What happened to the two B-17’s of Buslee and Brodie? After the collison, at least one broke in half at the waist or near the radio room. The tail of Brodie’s was cut off as was Buslee’s ball turret. One or both lost one or both wings. They were both burning as they spun or fell into the undercast.

Was there any hope of survivors? Most witnesses did not see any chutes, but three were reported out of Brodie’s aircraft and one out of Buslee’s. One man was seen coming out of Brodie’s aircraft with no chute. The three survivors on the Brodie crew were waist gunner Harry Liniger, tail gunner Wilfred Miller, and navigator George Hawkins.
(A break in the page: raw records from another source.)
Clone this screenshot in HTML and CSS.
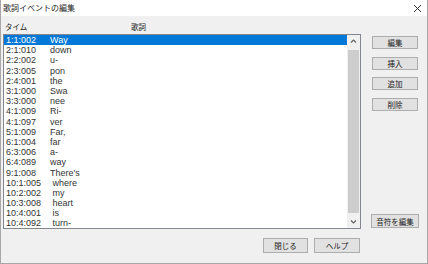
FILE: index.html
```html
<!DOCTYPE html>
<html lang="ja">
<head>
    <meta charset="UTF-8">
    <meta name="viewport" content="width=device-width, initial-scale=1.0">
    <title>歌詞イベントの編集</title>
    <link rel="stylesheet" href="styles.css">
</head>
<body>
    <div class="dialog">
        <div class="titlebar">
            <span class="title">歌詞イベントの編集</span>
            <svg class="close" width="9" height="9" viewBox="0 0 9 9">
                <path d="M1 1L8 8M8 1L1 8" stroke="#333" stroke-width="1" fill="none"/>
            </svg>
        </div>
        <div class="main">
            <div class="left">
                <div class="heads">
                    <span class="h-time">タイム</span>
                    <span class="h-lyric">歌詞</span>
                </div>
                <div class="listbox">
                    <div class="rows">
                        <div class="row selected"><span class="time">1:1:002</span><span class="lyric">Way</span></div>
                        <div class="row"><span class="time">2:1:010</span><span class="lyric">down</span></div>
                        <div class="row"><span class="time">2:2:002</span><span class="lyric">u-</span></div>
                        <div class="row"><span class="time">2:3:005</span><span class="lyric">pon</span></div>
                        <div class="row"><span class="time">2:4:001</span><span class="lyric">the</span></div>
                        <div class="row"><span class="time">3:1:000</span><span class="lyric">Swa</span></div>
                        <div class="row"><span class="time">3:3:000</span><span class="lyric">nee</span></div>
                        <div class="row"><span class="time">4:1:009</span><span class="lyric">Ri-</span></div>
                        <div class="row"><span class="time">4:1:097</span><span class="lyric">ver</span></div>
                        <div class="row"><span class="time">5:1:009</span><span class="lyric">Far,</span></div>
                        <div class="row"><span class="time">6:1:004</span><span class="lyric">far</span></div>
                        <div class="row"><span class="time">6:3:006</span><span class="lyric">a-</span></div>
                        <div class="row"><span class="time">6:4:089</span><span class="lyric">way</span></div>
                        <div class="row"><span class="time">9:1:008</span><span class="lyric">There's</span></div>
                        <div class="row"><span class="time">10:1:005</span><span class="lyric"> where</span></div>
                        <div class="row"><span class="time">10:2:002</span><span class="lyric"> my</span></div>
                        <div class="row"><span class="time">10:3:008</span><span class="lyric"> heart</span></div>
                        <div class="row"><span class="time">10:4:001</span><span class="lyric"> is</span></div>
                        <div class="row"><span class="time">10:4:092</span><span class="lyric"> turn-</span></div>
                    </div>
                    <div class="scrollbar">
                        <svg class="arrow" width="13" height="13" viewBox="0 0 13 13">
                            <path d="M4 7.5L6.5 5L9 7.5" stroke="#606060" stroke-width="1.2" fill="none"/>
                        </svg>
                        <div class="track"><div class="thumb"></div></div>
                        <svg class="arrow" width="13" height="13" viewBox="0 0 13 13">
                            <path d="M4 5.5L6.5 8L9 5.5" stroke="#606060" stroke-width="1.2" fill="none"/>
                        </svg>
                    </div>
                </div>
            </div>
            <div class="side">
                <div class="side-top">
                    <button class="btn">編集</button>
                    <button class="btn">挿入</button>
                    <button class="btn">追加</button>
                    <button class="btn">削除</button>
                </div>
                <button class="btn note">音符を編集</button>
            </div>
        </div>
        <div class="footer">
            <button class="btn close-btn">閉じる</button>
            <button class="btn help-btn">ヘルプ</button>
        </div>
    </div>
</body>
</html>
```
FILE: styles.css
```css
body {
    margin: 0;
    background: #ffffff;
}
.dialog {
    width: 428px;
    height: 264px;
    box-sizing: border-box;
    background: #f0f0f0;
    border: 1px solid #a8a8a8;
    border-top: none;
    font-family: "Noto Sans CJK JP", sans-serif;
    color: #1a1a1a;
}
.titlebar {
    height: 16px;
    background: #ffffff;
    display: flex;
    align-items: center;
    justify-content: space-between;
    padding: 0 5px 0 2px;
}
.title {
    font-size: 8px;
    line-height: 10px;
    color: #222;
}
.close {
    margin-top: 1px;
}
.main {
    display: flex;
    padding-left: 2px;
}
.left {
    width: 358px;
}
.heads {
    height: 18px;
    display: flex;
    align-items: center;
    font-size: 7.5px;
    padding-top: 2px;
    box-sizing: border-box;
}
.h-time {
    width: 126px;
    padding-left: 2px;
}
.listbox {
    height: 195px;
    box-sizing: border-box;
    border: 1px solid #828790;
    background: #ffffff;
    display: flex;
}
.rows {
    flex: 1;
    overflow: hidden;
}
.row {
    height: 10.2px;
    display: flex;
    align-items: center;
    font-family: "Liberation Sans", Arial, sans-serif;
    font-size: 9px;
    color: #333;
    white-space: pre;
}
.row.selected {
    background: #0078d7;
    color: #ffffff;
}
.time {
    width: 44px;
    padding-left: 2px;
}
.scrollbar {
    width: 13px;
    background: #f0f0f0;
    display: flex;
    flex-direction: column;
}
.arrow {
    display: block;
    flex: none;
}
.track {
    flex: 1;
    padding: 2px 1px 2px 1px;
    display: flex;
}
.thumb {
    flex: 1;
    background: #cdcdcd;
}
.side {
    margin-left: 10px;
    display: flex;
    flex-direction: column;
    justify-content: space-between;
    height: 212px;
}
.side-top {
    display: flex;
    flex-direction: column;
    gap: 7.5px;
    padding-top: 20px;
    padding-left: 1px;
}
.btn {
    font-family: "Noto Sans CJK JP", sans-serif;
    font-size: 7.5px;
    color: #1a1a1a;
    background: #e1e1e1;
    border: 1px solid #adadad;
    border-radius: 0;
    height: 13px;
    width: 46px;
    padding: 0;
    line-height: 11px;
}
.note {
    width: 48px;
    height: 14px;
}
.footer {
    display: flex;
    justify-content: flex-end;
    gap: 6px;
    padding: 9px 67px 0 0;
}
.close-btn {
    width: 45px;
    height: 15px;
}
.help-btn {
    width: 46px;
    height: 15px;
}
```
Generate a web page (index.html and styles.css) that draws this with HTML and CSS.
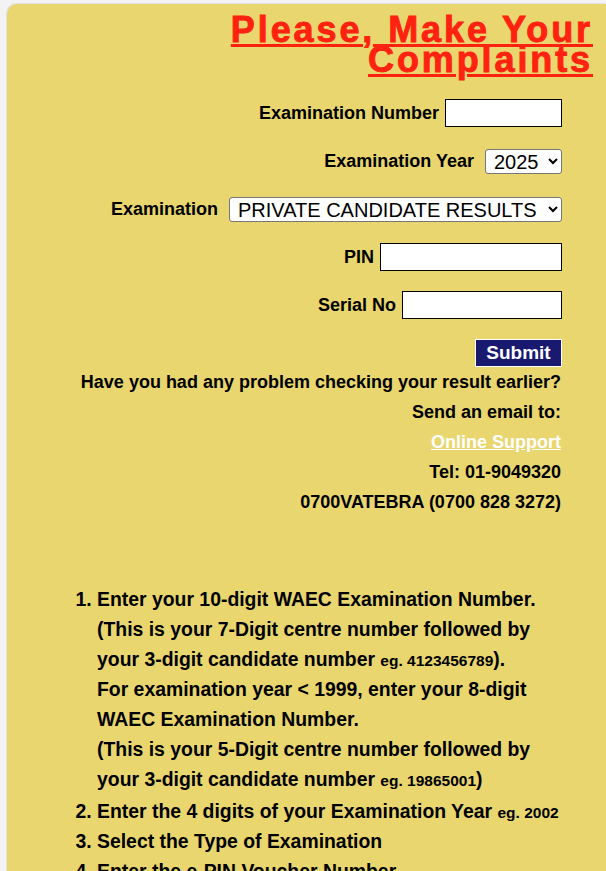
FILE: index.html
```html
<!DOCTYPE html>
<html lang="en">
<head>
<meta charset="utf-8">
<title>Please, Make Your Complaints</title>
<link rel="stylesheet" href="styles.css">
</head>
<body>
<div class="panel">
  <h1 class="title"><span class="title-text">Please, Make Your<br>Complaints</span></h1>

  <form class="form" onsubmit="return false;">
    <div class="row">
      <label class="lbl" for="examno">Examination Number</label>
      <input class="txt w-num" id="examno" type="text">
    </div>
    <div class="row">
      <label class="lbl" for="examyear">Examination Year</label>
      <select class="sel w-year" id="examyear">
        <option>2025</option>
        <option>2024</option>
        <option>2023</option>
      </select>
    </div>
    <div class="row">
      <label class="lbl" for="examtype">Examination</label>
      <select class="sel w-type" id="examtype">
        <option>PRIVATE CANDIDATE RESULTS</option>
        <option>SCHOOL CANDIDATE RESULTS</option>
      </select>
    </div>
    <div class="row">
      <label class="lbl" for="pin">PIN</label>
      <input class="txt w-pin" id="pin" type="text">
    </div>
    <div class="row">
      <label class="lbl" for="serial">Serial No</label>
      <input class="txt w-serial" id="serial" type="text">
    </div>
    <div class="row row-submit">
      <button class="submit" type="submit">Submit</button>
    </div>
  </form>

  <div class="contact">
    <p class="line">Have you had any problem checking your result earlier?</p>
    <p class="line">Send an email to:</p>
    <p class="line"><a class="support" href="#">Online Support</a></p>
    <p class="line">Tel: 01-9049320</p>
    <p class="line">0700VATEBRA (0700 828 3272)</p>
  </div>

  <ol class="steps">
    <li class="step-first">Enter your 10-digit WAEC Examination Number.<br>(This is your 7-Digit centre number followed by<br>your 3-digit candidate number <span class="eg">eg. 4123456789</span>).<br>For examination year &lt; 1999, enter your 8-digit<br>WAEC Examination Number.<br>(This is your 5-Digit centre number followed by<br>your 3-digit candidate number <span class="eg">eg. 19865001</span>)</li>
    <li>Enter the 4 digits of your Examination Year <span class="eg">eg. 2002</span></li>
    <li>Select the Type of Examination</li>
    <li>Enter the e-PIN Voucher Number</li>
    <li>Enter the e-PIN Voucher Serial Number</li>
    <li>Click Submit and wait for your result</li>
  </ol>
</div>
</body>
</html>
```
FILE: styles.css
```css
html {
  scrollbar-width: none;
}

body {
  margin: 0;
  background: #f3f3f3;
  font-family: "Liberation Sans", Arial, sans-serif;
  color: #000;
}

.panel {
  margin: 4px 0 0 7px;
  padding: 11px 15px 40px 0;
  background: #e9d66f;
  border-radius: 10px 0 0 0;
  box-shadow: -1px -1px 0 #e2e2e2;
}

.title {
  margin: 0 -2px 0 0;
  text-align: right;
  font-size: 36px;
  font-weight: bold;
  line-height: 30px;
  letter-spacing: 2.9px;
  color: #ff2210;
  -webkit-text-stroke: 0.9px #ff2210;
}

.title-text {
  text-decoration: underline;
  text-decoration-thickness: 3px;
  text-underline-offset: 2px;
}

.form {
  margin: 14px 29px 0 0;
  display: flex;
  flex-direction: column;
  align-items: flex-end;
}

.row {
  height: 48px;
  display: flex;
  align-items: center;
  justify-content: flex-end;
  gap: 6px;
}

.lbl {
  font-size: 18px;
  font-weight: bold;
}

.txt {
  box-sizing: border-box;
  height: 28px;
  border: 1px solid #000;
  background: #fff;
  margin: 0;
  padding: 0 4px;
  font-size: 18px;
  font-family: "Liberation Sans", Arial, sans-serif;
}

.w-num { width: 117px; }
.w-pin { width: 182px; }
.w-serial { width: 160px; }

.sel {
  box-sizing: border-box;
  height: 25px;
  margin: 0 0 0 5px;
  padding: 0 0 0 4px;
  font-size: 20px;
  font-family: "Liberation Sans", Arial, sans-serif;
  color: #000;
  background: #fff;
  border: 1px solid #767676;
  border-radius: 3px;
}

.w-year { width: 77px; }
.w-type { width: 333px; }

.row-submit {
  height: 28px;
  margin-top: 10px;
}

.submit {
  box-sizing: border-box;
  width: 87px;
  height: 28px;
  margin: 0;
  padding: 0;
  border: 1px solid #fff;
  background: #191970;
  color: #fff;
  font-family: "Liberation Sans", Arial, sans-serif;
  font-size: 19px;
  font-weight: bold;
}

.contact {
  margin: 0 30px 0 0;
  text-align: right;
  font-size: 18px;
  font-weight: bold;
  line-height: 30px;
}

.line {
  margin: 0;
}

.support {
  color: #fff;
  text-decoration: underline;
}

.steps {
  margin: 67px 0 0 0;
  padding-left: 90px;
  font-size: 19.4px;
  font-weight: bold;
  line-height: 30px;
}

.step-first {
  margin-bottom: 2px;
}

.eg {
  font-size: 15.5px;
  line-height: 1;
}
```
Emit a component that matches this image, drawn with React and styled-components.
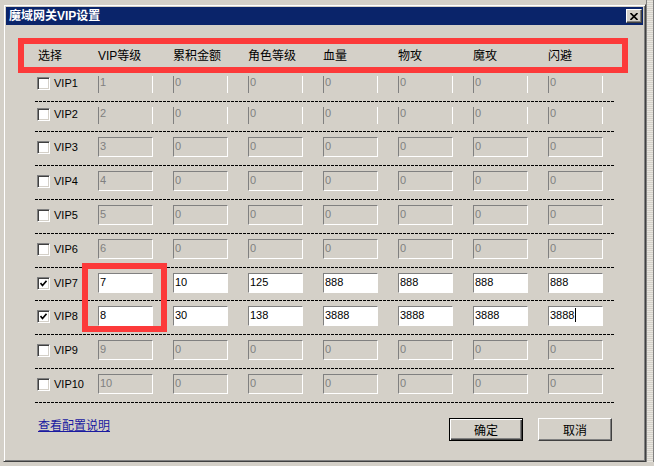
import React from "react";
import styled, { createGlobalStyle } from "styled-components";

const FACE = "#d4d0c8";
const RED = "#fc3a3a";

const GlobalStyle = createGlobalStyle`
  html, body { margin: 0; padding: 0; background: ${FACE}; }
  body {
    font-family: "Liberation Sans", "Noto Sans CJK SC", sans-serif;
    font-size: 12px;
    color: #000;
  }
  * { box-sizing: border-box; }
`;

const Desktop = styled.div`
  width: 654px;
  height: 466px;
  overflow: hidden;
  display: flex;
  align-items: flex-start;
  padding: 4px 0 0 3px;
  background: ${FACE};
`;

const SideStrip = styled.div`
  width: 8px;
  height: 462px;
  margin-top: -4px;
  border-left: 1px solid #808080;
  border-right: 1px solid #808080;
  background: repeating-linear-gradient(0deg, #e8e6e0 0 1px, ${FACE} 1px 2px);
`;

const Window = styled.div`
  width: 643px;
  height: 458px;
  flex: none;
  background: ${FACE};
  border: 1px solid;
  border-color: ${FACE} #404040 #404040 ${FACE};
  box-shadow: inset 1px 1px #fff, inset -1px -1px #808080;
  padding: 2px;
  display: flex;
  flex-direction: column;
`;

const TitleBar = styled.div`
  height: 18px;
  background: #0a246a;
  display: flex;
  align-items: center;
  justify-content: space-between;
  padding: 0 1px 0 3px;
`;

const Title = styled.div`
  color: #fff;
  font-weight: bold;
  font-size: 12px;
  line-height: 18px;
`;

const CloseButton = styled.div`
  width: 16px;
  height: 14px;
  background: ${FACE};
  border: 1px solid;
  border-color: #fff #404040 #404040 #fff;
  box-shadow: inset -1px -1px #808080;
  display: flex;
  align-items: center;
  justify-content: center;
`;

const Body = styled.div`
  flex: 1;
  display: flex;
  flex-direction: column;
  padding-top: 13px;
`;

const HeaderBox = styled.div`
  margin-left: 12px;
  width: 610px;
  height: 35px;
  border: 6px solid ${RED};
  display: grid;
  grid-template-columns: 60px repeat(7, 75px);
  align-items: center;
  padding-left: 14px;
`;

const HeaderCell = styled.div`
  font-size: 12px;
  line-height: 14px;
  white-space: nowrap;
`;

const Rows = styled.div`
  margin-left: 29px;
  width: 579px;
  position: relative;
`;

const Row = styled.div`
  display: grid;
  grid-template-columns: 63px repeat(6, 75px) 66px;
  align-items: start;
  height: ${(p) => p.$h}px;
  padding-top: ${(p) => p.$pad}px;
  background-image: repeating-linear-gradient(90deg, #000 0 3px, transparent 3px 4px);
  background-size: 100% 1px;
  background-position: left bottom;
  background-repeat: no-repeat;
`;

const Choice = styled.div`
  display: flex;
  align-items: center;
  gap: 4px;
  padding-left: 2px;
  height: ${(p) => (p.$compact ? 15 : 20)}px;
`;

const Box = styled.span`
  width: 13px;
  height: 13px;
  flex: none;
  background: #fff;
  border: 1px solid;
  border-color: #808080 #fff #fff #808080;
  box-shadow: inset 1px 1px #404040, inset -1px -1px ${FACE};
  display: flex;
  align-items: center;
  justify-content: center;
`;

const RowLabel = styled.span`
  font-size: 11px;
  line-height: 13px;
`;

const Field = styled.div`
  width: 55px;
  height: ${(p) => (p.$compact ? 17 : 20)}px;
  border-style: solid;
  border-color: #808080 #fff #fff #808080;
  border-width: ${(p) => (p.$compact ? "0 1px" : "1px")};
  background: ${(p) => (p.$enabled ? "#fff" : FACE)};
  color: ${(p) => (p.$enabled ? "#000" : "#808080")};
  font-size: 11px;
  line-height: ${(p) => (p.$compact ? 13 : 17)}px;
  padding-left: 1px;
  white-space: nowrap;
  overflow: hidden;
`;

const Caret = styled.span`
  display: inline-block;
  width: 1px;
  height: 14px;
  background: #000;
  vertical-align: middle;
  margin-left: 1px;
  margin-top: -2px;
`;

const Highlight = styled.div`
  position: absolute;
  left: 47px;
  top: 190px;
  width: 85px;
  height: 69px;
  border: 6px solid ${RED};
  pointer-events: none;
`;

const Footer = styled.div`
  display: flex;
  justify-content: space-between;
  align-items: flex-start;
  margin-top: 15px;
  padding: 0 31px 0 32px;
`;

const LinkText = styled.a`
  color: #1a1aa0;
  text-decoration: underline;
  font-size: 12px;
  line-height: 14px;
  margin-top: 1px;
  cursor: pointer;
`;

const Buttons = styled.div`
  display: flex;
  gap: 15px;
`;

const Button = styled.div`
  width: 74px;
  height: 23px;
  background: ${FACE};
  display: flex;
  align-items: center;
  justify-content: center;
  font-size: 12px;
  border: 1px solid;
  border-color: ${(p) => (p.$default ? "#000" : "#fff #404040 #404040 #fff")};
  box-shadow: ${(p) =>
    p.$default
      ? "inset 1px 1px #fff, inset -1px -1px #404040, inset -2px -2px #808080"
      : `inset -1px -1px #808080, inset 1px 1px ${FACE}`};
`;

const headers = ["选择", "VIP等级", "累积金额", "角色等级", "血量", "物攻", "魔攻", "闪避"];

const rows = [
  { n: 1, h: 29, pad: 3, compact: true },
  { n: 2, h: 30, pad: 5, compact: true },
  { n: 3, h: 34, pad: 5 },
  { n: 4, h: 34, pad: 5 },
  { n: 5, h: 34, pad: 5 },
  { n: 6, h: 34, pad: 5 },
  { n: 7, h: 33, pad: 5, on: true, vals: ["7", "10", "125", "888", "888", "888", "888"] },
  { n: 8, h: 34, pad: 5, on: true, vals: ["8", "30", "138", "3888", "3888", "3888", "3888"], caret: true },
  { n: 9, h: 34, pad: 5 },
  { n: 10, h: 34, pad: 5 },
];

const Check = () => (
  <svg width="7" height="7" viewBox="0 0 7 7">
    <path d="M0.5 3 L2.5 5.5 L6.5 0.8" fill="none" stroke="#000" strokeWidth="1.6" />
  </svg>
);

const CloseGlyph = () => (
  <svg width="8" height="7" viewBox="0 0 8 7">
    <path d="M0.5 0 L7.5 7 M7.5 0 L0.5 7" stroke="#000" strokeWidth="1.6" />
  </svg>
);

export default function App() {
  return (
    <>
      <GlobalStyle />
      <Desktop>
        <Window>
          <TitleBar>
            <Title>魔域网关VIP设置</Title>
            <CloseButton>
              <CloseGlyph />
            </CloseButton>
          </TitleBar>
          <Body>
            <HeaderBox>
              {headers.map((h) => (
                <HeaderCell key={h}>{h}</HeaderCell>
              ))}
            </HeaderBox>
            <Rows>
              {rows.map((r) => {
                const vals = r.vals || [String(r.n), "0", "0", "0", "0", "0", "0"];
                return (
                  <Row key={r.n} $h={r.h} $pad={r.pad}>
                    <Choice $compact={r.compact}>
                      <Box>{r.on && <Check />}</Box>
                      <RowLabel>VIP{r.n}</RowLabel>
                    </Choice>
                    {vals.map((v, i) => (
                      <Field key={i} $enabled={r.on} $compact={r.compact}>
                        {v}
                        {r.caret && i === vals.length - 1 && <Caret />}
                      </Field>
                    ))}
                  </Row>
                );
              })}
              <Highlight />
            </Rows>
            <Footer>
              <LinkText>查看配置说明</LinkText>
              <Buttons>
                <Button $default>确定</Button>
                <Button>取消</Button>
              </Buttons>
            </Footer>
          </Body>
        </Window>
        <SideStrip />
      </Desktop>
    </>
  );
}
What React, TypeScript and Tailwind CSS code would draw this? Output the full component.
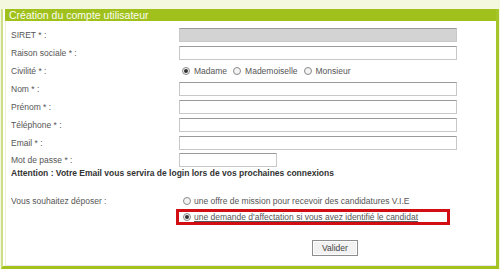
import React from "react";

const font = { fontFamily: '"Liberation Sans", Arial, sans-serif' };

function Radio({ checked = false }: { checked?: boolean }) {
  return (
    <span className="w-[8px] h-[8px] rounded-full border border-[#8a8a8a] bg-[#f4f4f4] flex items-center justify-center shrink-0">
      {checked && <span className="w-[4px] h-[4px] rounded-full bg-[#333]" />}
    </span>
  );
}

function Row({ label, children, h = "h-[18px]" }: { label: string; children: React.ReactNode; h?: string }) {
  return (
    <div className={`flex items-center ${h}`}>
      <div className="w-[173px] pl-[5px] text-[8.5px] text-[#555]">{label}</div>
      {children}
    </div>
  );
}

function Input({ w = "w-[278px]", gray = false }: { w?: string; gray?: boolean }) {
  return (
    <div
      className={`${w} h-[14px] border border-[#c8c8c8] border-t-[#9a9a9a] ${gray ? "bg-[#d3d3d3] border-[#b0b0b0] border-t-[#8a8a8a]" : "bg-white"}`}
    />
  );
}

export default function App() {
  return (
    <div className="w-[500px] h-[269px] bg-[#f4f8de] overflow-hidden" style={font}>
      <div className="h-[9px]" />
      <div className="h-[260px] ml-[1px] mr-[1px] border-l-2 border-l-[#cddf86] border-r-[3px] border-r-[#a6c52a] border-b-[3px] border-b-[#a3c21e] bg-white flex flex-col">
        <div className="ml-[2px] h-[12px] bg-[#a0c11c] text-[#fbfdf0] text-[10.5px] leading-[12px] pl-[4px]">
          Création du compte utilisateur
        </div>
        <div className="flex-1 ml-[2px] border-l border-[#eef3d8] border-b border-b-[#e8e8e8] pt-[5px] flex flex-col">
          <Row label="SIRET * :">
            <Input gray />
          </Row>
          <Row label="Raison sociale * :">
            <Input />
          </Row>
          <Row label="Civilité * :">
            <div className="flex items-center gap-[4px] text-[8.5px] text-[#555] pl-[3px]">
              <Radio checked />
              <span className="mr-[2px]">Madame</span>
              <Radio />
              <span className="mr-[2px]">Mademoiselle</span>
              <Radio />
              <span>Monsieur</span>
            </div>
          </Row>
          <Row label="Nom * :">
            <Input />
          </Row>
          <Row label="Prénom * :">
            <Input />
          </Row>
          <Row label="Téléphone * :">
            <Input />
          </Row>
          <Row label="Email * :">
            <Input />
          </Row>
          <Row label="Mot de passe * :" h="h-[16px]">
            <Input w="w-[98px]" />
          </Row>
          <div className="pl-[5px] text-[8.5px] leading-[10px] font-bold text-[#333]">
            Attention : Votre Email vous servira de login lors de vos prochaines connexions
          </div>
          <div className="h-[16px]" />
          <div className="flex">
            <div className="w-[173px] pl-[5px] text-[8.5px] text-[#555] leading-[14px]">Vous souhaitez déposer :</div>
            <div className="flex flex-col text-[8.5px] text-[#555]">
              <div className="flex items-center gap-[3px] h-[14px] pl-[4px]">
                <Radio />
                <span>une offre de mission pour recevoir des candidatures V.I.E</span>
              </div>
              <div className="flex items-center gap-[3px] h-[16px] w-[274px] -ml-[3px] border-[3px] border-[#d20d14] pl-[4px] mt-[1px]">
                <Radio checked />
                <span className="underline">une demande d'affectation si vous avez identifié le candidat</span>
              </div>
            </div>
          </div>
          <div className="flex pl-[306px] mt-[15px]">
            <button className="w-[46px] h-[16px] border border-[#8d8d8d] bg-[#f2f2f2] text-[8.5px] text-[#444] leading-none shadow-[inset_0_0_0_1px_#fff]">
              Valider
            </button>
          </div>
        </div>
      </div>
    </div>
  );
}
Togglier Byron Atkins was likely the man seen coming from Brodie’s aircraft without a chute when he was knocked out of the nose. My dad, George Edwin Farrar, was the one chute coming from Buslee’s aircraft.

Do I know much more now than I did before I saw the mission reports? Yes and no. The story, causes, and result of the mid-air collision mostly remains the same for me. But Donald B. Duesler, pilot of 42-102500, has provided me with the possibility that Brodie’s ship was hit by flak like my dad always said before it ran into his ship. (Although Duesler’s report seems unclear as to which ship was hit by flak as it was Buslee’s ship, not Brodie’s, that broke at the waist).

The families of the fourteen men who died on the two ships never really understood what happened to their boys, and I’m still not sure I really do either. Was it pilot error, was it flak, or could Lazy Daisy have suffered some sort of malfunction at a very inopportune moment? My next research will be into Lazy Daisy’s mechanical failures history and I’ll report what I find in a future post.

Thank you to Keith Ellefson and Marc Poole for helping me decipher the handwriting of the pilots on their Tactical Interrogation Forms!